Study of kea strike starts

Clio Reid wants to help prevent sheep being attacked by kea - and kea being shot.

Ms Reid is seeking help from farmers in a study of sheep and kea that she is conducting as part of her PhD through the Institute of Veterinary, Animal and Biomedical Sciences at Massey University.

They were encouraged to take part in a survey to find out the extent of kea strike on South Island high country sheep stations.

Kea strike was discovered in the Wakatipu area in the 1860s, with a legal government bounty initiated in the same decade which resulted in an estimated 150,000 kea killed up until the early 1970s.

Kea were slow to reproduce and the effects of the bounty eventually had a ''big impact'', with the birds now endangered.

Numbers were estimated at between 1000 and 5000 and Ms Reid reckoned there were about 3000 or fewer.

One of the problems was as there was a lack of formal scientific information, there was a lot of ''mythology'' and she was convinced that some people thought that all kea attacked sheep.

But there was a theory that only a few individual birds attacked sheep, something that farmers consistently told her.

Kea strike was not easy to observe.

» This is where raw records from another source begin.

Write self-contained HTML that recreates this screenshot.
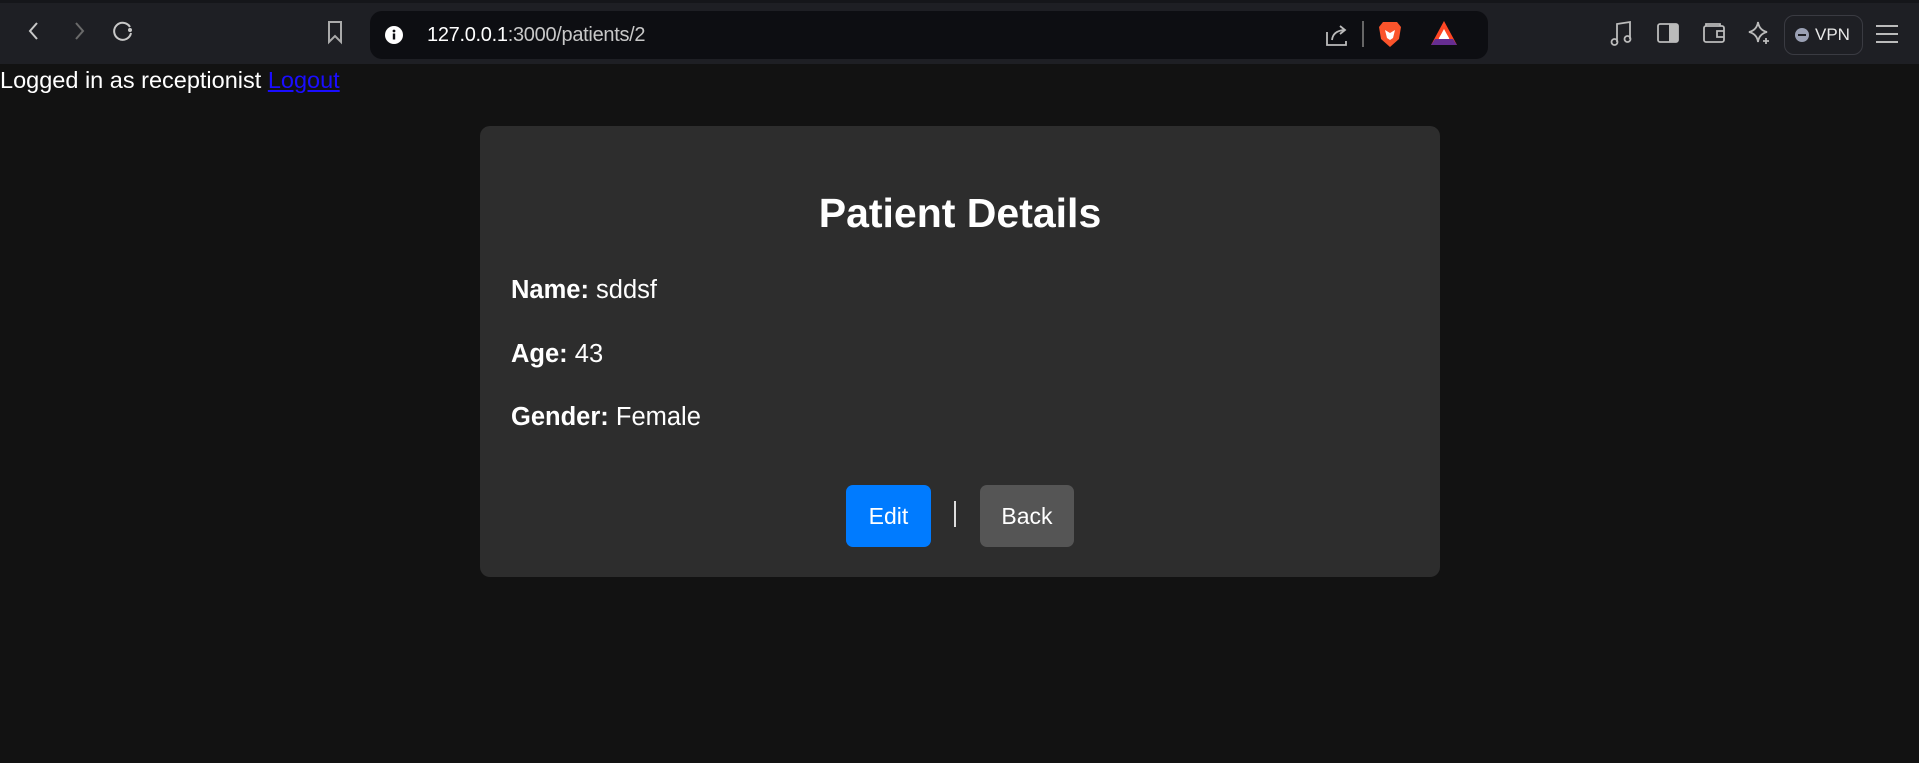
<!DOCTYPE html>
<html><head><meta charset="utf-8"><style>
*{margin:0;padding:0;box-sizing:border-box}
html,body{width:1919px;height:763px;overflow:hidden;background:#121212;font-family:"Liberation Sans",sans-serif;color:#fff}
.tb{position:absolute;left:0;top:0;width:1919px;height:64px;background:#1e1f24;border-top:3px solid #15161a}
.ic{position:absolute}
.addr{position:absolute;left:370px;top:8px;width:1118px;height:48px;background:#0d0e12;border-radius:12px}
.url{position:absolute;left:57px;top:13px;font-size:20px;color:#c8c8c8;letter-spacing:-0.3px}
.url b{font-weight:normal;color:#fff}
.vpn{position:absolute;left:1784px;top:12px;width:79px;height:40px;border:1.5px solid #3a3b42;border-radius:10px;font-size:17px;color:#e8e8e8}
.login{position:absolute;left:0;top:67px;font-size:23.5px;color:#fff}
.login a{color:#1a0dff;text-decoration:underline}
.card{position:absolute;left:480px;top:126px;width:960px;height:451px;background:#2d2d2d;border-radius:10px}
h1{position:absolute;left:0;width:960px;top:64px;text-align:center;font-size:41px;font-weight:bold}
.row{position:absolute;left:31px;font-size:25.5px}
.btn{position:absolute;top:359px;height:62px;border-radius:7px;font-size:23px;line-height:62px;text-align:center;color:#fff}
</style></head><body>
<div class="tb">
<svg class="ic" style="left:22px;top:16px" width="24" height="24" viewBox="0 0 24 24"><path d="M15 4 L8 12 L15 20" fill="none" stroke="#c8c8c8" stroke-width="2"/></svg>
<svg class="ic" style="left:67px;top:16px" width="24" height="24" viewBox="0 0 24 24"><path d="M9 4 L16 12 L9 20" fill="none" stroke="#6a6a6a" stroke-width="2"/></svg>
<svg class="ic" style="left:110px;top:15px" width="26" height="26" viewBox="0 0 26 26"><path d="M20 9 A8.5 8.5 0 1 0 21 15" fill="none" stroke="#c8c8c8" stroke-width="2"/><circle cx="20" cy="12" r="2" fill="#c8c8c8"/></svg>
<svg class="ic" style="left:324px;top:16px" width="22" height="26" viewBox="0 0 22 26"><path d="M5 3 H17 V23 L11 17 L5 23 Z" fill="none" stroke="#aaa" stroke-width="2"/></svg>
<div class="addr">
<svg class="ic" style="left:14px;top:14px" width="20" height="20" viewBox="0 0 20 20"><circle cx="10" cy="10" r="9" fill="#fff"/><rect x="8.8" y="8.5" width="2.4" height="6" fill="#0d0e12"/><circle cx="10" cy="6" r="1.4" fill="#0d0e12"/></svg>
<div class="url"><b>127.0.0.1</b>:3000/patients/2</div>
<svg class="ic" style="left:954px;top:11px" width="26" height="26" viewBox="0 0 26 26"><path d="M3 10 V23 H22 V19" fill="none" stroke="#bbb" stroke-width="1.8"/><path d="M8 18 Q9 9 20 8 M16 4 L21 8 L16 12" fill="none" stroke="#bbb" stroke-width="1.8"/></svg>
<div class="ic" style="left:992px;top:10px;width:2px;height:26px;background:#666"></div>
<svg class="ic" style="left:1008px;top:9px" width="24" height="28" viewBox="0 0 24 28"><path d="M5 2 H19 L23 7 L21 19 L12 27 L3 19 L1 7 Z" fill="#fb542b"/><path d="M7 10 L12 13 L17 10 L15 18 L12 20 L9 18 Z" fill="#fff"/></svg>
<svg class="ic" style="left:1060px;top:9px" width="28" height="26" viewBox="0 0 28 26"><path d="M14 1 L27 25 H1 Z" fill="#ff4724"/><path d="M14 9 L21 22 H7 Z" fill="#fff"/><path d="M1 25 H27 L23 19 H5 Z" fill="#662d91"/><path d="M9 18 L14 10 L19 18 Z" fill="#fff"/></svg>
</div>
<svg class="ic" style="left:1610px;top:17px" width="24" height="28" viewBox="0 0 24 28"><path d="M7 22 V4 L20 2 V19" fill="none" stroke="#bbb" stroke-width="1.8"/><circle cx="4.5" cy="22" r="3" fill="none" stroke="#bbb" stroke-width="1.8"/><circle cx="17.5" cy="19" r="3" fill="none" stroke="#bbb" stroke-width="1.8"/></svg>
<svg class="ic" style="left:1656px;top:18px" width="24" height="24" viewBox="0 0 24 24"><rect x="2" y="3" width="20" height="18" rx="2" fill="none" stroke="#bbb" stroke-width="1.8"/><rect x="13" y="3" width="9" height="18" fill="#bbb"/></svg>
<svg class="ic" style="left:1702px;top:18px" width="24" height="24" viewBox="0 0 24 24"><rect x="2" y="5" width="20" height="16" rx="2" fill="none" stroke="#bbb" stroke-width="1.8"/><path d="M4 5 V3 H18 V5 M22 10 H15 V16 H22" fill="none" stroke="#bbb" stroke-width="1.8"/></svg>
<svg class="ic" style="left:1746px;top:17px" width="26" height="26" viewBox="0 0 26 26"><path d="M12 2 Q13 10 21 12 Q13 14 12 22 Q11 14 3 12 Q11 10 12 2 Z" fill="none" stroke="#bbb" stroke-width="1.8"/><path d="M20 18 V24 M17 21 H23" stroke="#bbb" stroke-width="1.8"/></svg>
<div class="vpn"><div style="position:absolute;left:10px;top:12px;width:14px;height:14px;border-radius:50%;background:#9aa0b4"></div><div style="position:absolute;left:13px;top:18px;width:8px;height:2px;background:#1e1f24"></div><span style="position:absolute;left:30px;top:9px">VPN</span></div>
<svg class="ic" style="left:1875px;top:20px" width="24" height="22" viewBox="0 0 24 22"><path d="M1 3 H23 M1 11 H23 M1 19 H23" stroke="#bbb" stroke-width="2"/></svg>
</div>
<div class="login">Logged in as receptionist <a>Logout</a></div>
<div class="card">
<h1>Patient Details</h1>
<div class="row" style="top:150px"><b>Name:</b> sddsf</div>
<div class="row" style="top:214px"><b>Age:</b> 43</div>
<div class="row" style="top:277px"><b>Gender:</b> Female</div>
<div class="btn" style="left:366px;width:85px;background:#007bff">Edit</div>
<div style="position:absolute;left:474px;top:375px;width:2px;height:26px;background:#ddd"></div>
<div class="btn" style="left:500px;width:94px;background:#555">Back</div>
</div>
</body></html>
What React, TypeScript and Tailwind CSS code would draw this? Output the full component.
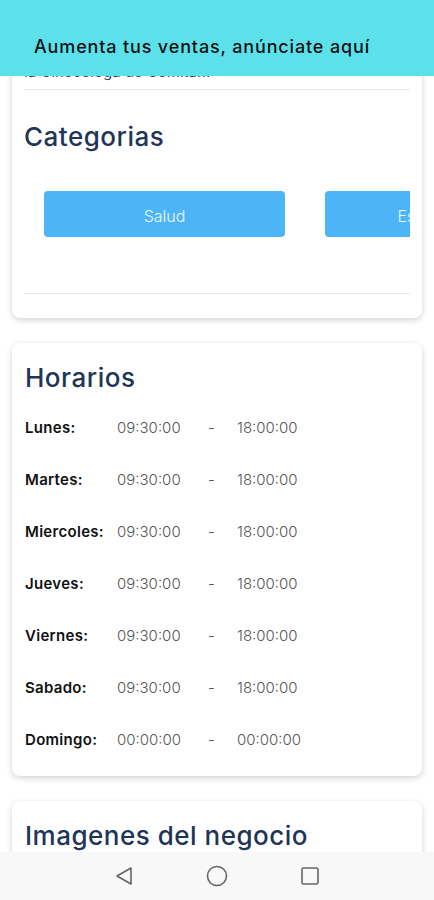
import React from "react";

const horarios = [
  { dia: "Lunes:", abre: "09:30:00", cierra: "18:00:00" },
  { dia: "Martes:", abre: "09:30:00", cierra: "18:00:00" },
  { dia: "Miercoles:", abre: "09:30:00", cierra: "18:00:00" },
  { dia: "Jueves:", abre: "09:30:00", cierra: "18:00:00" },
  { dia: "Viernes:", abre: "09:30:00", cierra: "18:00:00" },
  { dia: "Sabado:", abre: "09:30:00", cierra: "18:00:00" },
  { dia: "Domingo:", abre: "00:00:00", cierra: "00:00:00" },
];

export default function App() {
  return (
    <div className="relative h-[900px] w-[434px] overflow-hidden bg-white font-['Inter','Noto_Sans',sans-serif]">
      {/* Scrolled content */}
      <div className="flex flex-col gap-[25px] px-3">
        {/* Categorias card */}
        <div className="rounded-b-lg bg-white px-3 pb-6 pt-[62px] shadow-[0_2px_6px_rgba(0,0,0,0.18)]">
          <p className="text-[15px] leading-5 text-gray-700">la Ginecóloga de Comitán.</p>
          <div className="mt-[7px] h-px bg-gray-200" />
          <h2 className="mt-[31px] text-[26px] font-medium leading-8 tracking-[0.5px] text-[#1e3557]">Categorias</h2>
          <div className="mt-[38px] flex overflow-hidden">
            <button className="mx-5 h-[46px] w-[241px] shrink-0 rounded bg-[#4db4f8] pt-1 text-[16px] font-light text-white/90">
              Salud
            </button>
            <button className="mx-5 h-[46px] w-[241px] shrink-0 rounded bg-[#4db4f8] pt-1 text-[16px] font-light text-white/90">
              Especialistas
            </button>
          </div>
          <div className="mt-[56px] h-px bg-gray-200" />
        </div>

        {/* Horarios card */}
        <div className="rounded-lg bg-white pb-[10px] pl-[13px] pr-3 pt-[19px] shadow-[0_2px_6px_rgba(0,0,0,0.18)]">
          <h2 className="text-[26px] font-medium leading-8 tracking-[0.5px] text-[#1e3557]">Horarios</h2>
          <div className="mt-2 flex flex-col">
            {horarios.map((h) => (
              <div key={h.dia} className="flex h-[52px] items-center text-[15px]">
                <span className="w-[92px] font-semibold tracking-[0.3px] text-[#111]">{h.dia}</span>
                <span className="w-[91px] font-light text-[#555]">{h.abre}</span>
                <span className="w-[29px] font-light text-[#555]">-</span>
                <span className="font-light text-[#555]">{h.cierra}</span>
              </div>
            ))}
          </div>
        </div>

        {/* Imagenes card */}
        <div className="h-[200px] rounded-lg bg-white px-[13px] pt-[19px] shadow-[0_2px_6px_rgba(0,0,0,0.18)]">
          <h2 className="text-[26px] font-medium leading-8 tracking-[0.5px] text-[#1e3557]">Imagenes del negocio</h2>
        </div>
      </div>

      {/* Top banner overlay */}
      <div className="absolute inset-x-0 top-0 flex h-[76px] items-end bg-[#5ce1eb] pb-[16px] pl-[34px]">
        <span className="text-[18px] font-medium tracking-[0.85px] text-[#111]">Aumenta tus ventas, anúnciate aquí</span>
      </div>

      {/* Android nav bar */}
      <div className="absolute inset-x-0 bottom-0 flex h-[48px] items-center justify-center gap-[72px] bg-[#f8f8f8]">
        <svg width="20" height="20" viewBox="0 0 20 20" fill="none" stroke="#666" strokeWidth="1.6" strokeLinejoin="round">
          <path d="M17 2 L3 10 L17 18 Z" />
        </svg>
        <svg width="22" height="22" viewBox="0 0 22 22" fill="none" stroke="#666" strokeWidth="1.6">
          <circle cx="11" cy="11" r="9.5" />
        </svg>
        <svg width="20" height="20" viewBox="0 0 20 20" fill="none" stroke="#666" strokeWidth="1.6">
          <rect x="2" y="2" width="16" height="16" rx="1.5" />
        </svg>
      </div>
    </div>
  );
}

It seemed to happen in the middle of winter, in the mountains, at night. Catching the birds doing it was ''really, really tricky''.

But farmers had a ''pretty good idea'' of what was happening on their properties, which was why she was seeking their help.

The information would be used to help farmers reduce harm to sheep caused by kea. Overall results would be made available to farmers and they would also be made available to conservation managers and published in a scientific journal.

Ms Reid was interested in the issues faced by farmers when kea were present on their farms and had completed a study measuring kea/sheep interactions, which involved checking sheep for kea scars at shearing.

Her background research on the topic had uncovered problems faced by farmers overseas when bird species attacked their livestock, including in the Falkland Islands, the southern United States, and Africa.

She needed surveys from as many farmers as possible to get the most accurate idea of the current kea strike situation.

Even if farmers did not see kea, or they were present but did not cause problems, it was important they completed the survey, she said.

She hoped to have her research work completed in about a year.